That evening, I went to Viejo Correo, a really nice club with a great atmosphere, even if it wasn´t all that well attended. I was a bit tired after all the walking, despite my two hour nap, so was content that there were not so many people to dance with that I would want to stay out very late. The place has a lovely big floor of checkerboard ceramic tiles and the walls are an interesting eclectic mix of carpet, polystyrene tiles and some sort of "I can´t believe it´s not cobbles" stuff. This is probably something to do with the accoustics rather than an interior decorating crisis. I´d love to go back here on a slightly busier night but I am running out of nights now, so that may have to wait til my next visit.

The music was interesting, the DJ was obviously trying to break away from the standard repertiore, though he frequently failed to spot that nobody got up to dance. In Argentina, they play three or four numbers in similar style usually by the same orchestra, then break these up with a bit of disco or a comedy tango. At this point everyone sits down and you only get up again when you have secured a partner for the next set. So if the DJ chooses to put on something a bit off the wall - like four slow but jaunty tuba milongas - to which nobody responds, there is a while to wait before the next set. That aside, all my dances were good´uns, including that chap Rueben who had sent a message across to me the week before so that I would turn around and catch his eye at some other dance.

I ran out of men at about half past two, so I got down off the foxy, foxy heels and headed out for a cab.
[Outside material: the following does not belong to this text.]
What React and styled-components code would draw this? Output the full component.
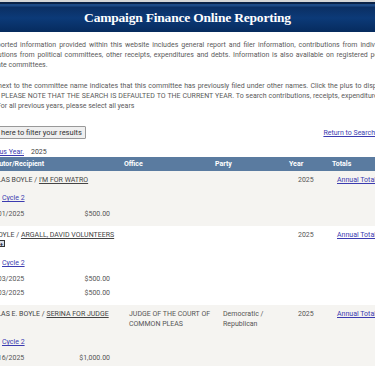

On Thursday I met up with Belen again at Club Español. Now this is a place I wish I had discovered sooner, it is gorgeous, has a great floor, loads of people I knew and is a block and a half along the road from my apartment. Juanita was there, which was a shock as I didn´t know she was coming out here. In fact, she won a prize with her cloakroom ticket. This is a frequent thing at milongas: about three quarters of the way through, a draw is made of all the entry tickets and prizes might be a packet of biscuits, a bottle of champagne, your dinner bill or a pair of shoes from the sponsor. It is great fun and breaks things up for a couple of minutes.

Also at Español on Thursday was Oscar Acebras, the lovely tango singer who comes to London from time to time. I danced with him at Balham last year rather disastrously but happily he didn´t remember me from then and was delighted to meet me on the grounds that I am a friend of Michele´s. We danced a couple of times with much more success. He feigned astonishment that I have only been dancing a year and a half, but I am getting quite used to all these lovely compliments and take them with a pinch of salt. Rueben was there again, as was Lucy Alberto who seems to run a few of these things. They both greeted me like old friends, which is another thing I like about this place. There were a couple of tango teachers there on the lookout for foreigners, so I danced with them and took their cards, though I have no intention of going to them as I have settled on my teachers for the rest of the stay.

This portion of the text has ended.